Comments to reporters on Tuesday by Edmondo Bruti Liberati, chief prosecutor in Milan, signalled the end of a seven-week investigation into Mr Berlusconi, 74, who is accused of paying for sex with Karima El Mahroug, a teenage Moroccan nightclub dancer and abusing his authority in trying to cover up their relationship.
Should the Milan judge agree to the prosecutors’ request to proceed to indictment without a preliminary hearing, then Mr Berlusconi could face three trials in coming weeks following decisions by courts to resume two cases against him on charges of tax fraud and corrupting his former UK lawyer, David Mills, to give false testimony related to his media empire.
Mr Berlusconi denies wrongdoing and accuses “communists” within the judiciary of waging a witch-hunt. The constitutional court ruled last month that he could not endlessly use an excuse of official engagements to avoid trial hearings, prompting the government to push for fresh legislation that would keep him out of the courts.
In spite of the mounting pressure on Mr Berlusconi and his slim majority in parliament, a leading opposition politician conceded that the billionaire prime minister may yet see out the remaining two years of his five-year term, partly thanks to the powers of his media machine and partial control over state television.
Italy was divided between those who said prosecutors should be ashamed at invading Mr Berlusconi’s private life in tapping the phones of young women invited to his parties and those who want him to quit, commented Italo Bocchino, one of more than 30 MPs who broke with the premier’s People of Liberty party last year.

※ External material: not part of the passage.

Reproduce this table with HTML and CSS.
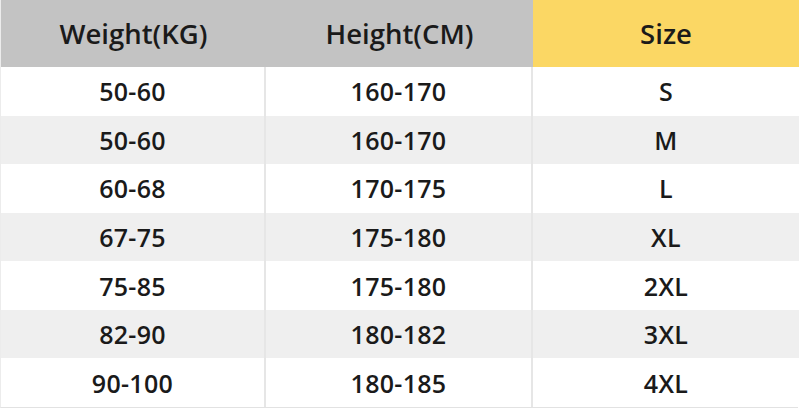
FILE: index.html
```html
<!DOCTYPE html>
<html>
<head>
<meta charset="utf-8">
<link rel="stylesheet" href="styles.css">
</head>
<body>
<div class="chart">
  <div class="cell head gray">Weight(KG)</div>
  <div class="cell head gray">Height(CM)</div>
  <div class="cell head yellow">Size</div>

  <div class="cell">50-60</div><div class="cell">160-170</div><div class="cell">S</div>
  <div class="cell alt">50-60</div><div class="cell alt">160-170</div><div class="cell alt">M</div>
  <div class="cell">60-68</div><div class="cell">170-175</div><div class="cell">L</div>
  <div class="cell alt">67-75</div><div class="cell alt">175-180</div><div class="cell alt">XL</div>
  <div class="cell">75-85</div><div class="cell">175-180</div><div class="cell">2XL</div>
  <div class="cell alt">82-90</div><div class="cell alt">180-182</div><div class="cell alt">3XL</div>
  <div class="cell">90-100</div><div class="cell">180-185</div><div class="cell">4XL</div>
</div>
</body>
</html>
```
FILE: styles.css
```css
html, body {
  margin: 0;
  padding: 0;
  background: #ffffff;
}
.chart {
  width: 798px;
  height: 408px;
  display: grid;
  grid-template-columns: 265px 267px 266px;
  grid-template-rows: 67px repeat(7, 1fr);
  border-right: 1px solid #e2e2e2;
  border-left: 1px solid #ececec;
  border-bottom: 1px solid #e2e2e2;
  box-sizing: border-box;
  font-family: "Open Sans", "Noto Sans", sans-serif;
  font-weight: 600;
  color: #1a1a1a;
}
.cell {
  display: flex;
  align-items: center;
  justify-content: center;
  font-size: 25px;
  letter-spacing: 0.3px;
  background: #ffffff;
  border-right: 2px solid #e6e6e6;
  box-sizing: border-box;
}
.cell:nth-child(3n) {
  border-right: none;
}
.cell.alt {
  background: #efefef;
}
.head {
  font-size: 27.5px;
  letter-spacing: 0;
  border-right: none;
}
.gray {
  background: #c3c3c3;
}
.yellow {
  background: #fbd764;
}
```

The case – known as Rubygate, after the stage-name of the dancer who admits receiving money from Mr Berlusconi – will come before a judge who has five days to respond to the prosecutors’ request. In theory a trial could begin within weeks.
Mr Berlusconi and Ms El Mahroug, who was 17 at the time of the alleged offences last year, deny the allegations. Mr Berlusconi, who says he has never paid for sex, also denies putting pressure on a Milan police chief to release the teenager when she was detained on suspicion of theft in May.
Mr Berlusconi’s lawyers have raised procedural issues, arguing that he should appear before a special tribunal for ministers and not a criminal court.
The prosecution’s case against Mr Berlusconi and three others, who are accused of procuring a “significant” number of prostitutes for “bunga bunga” sex parties at the prime minister’s Milan villa, were leaked on the internet after the investigation was presented to parliament last month. Deputies later voted to deny a request to search Mr Berlusconi’s office in Milan which was suspected of managing payments to prostitutes.
The two offences of abuse of office and sex with a prostitute under the age of 18 carry a combined maximum jail term of 15 years.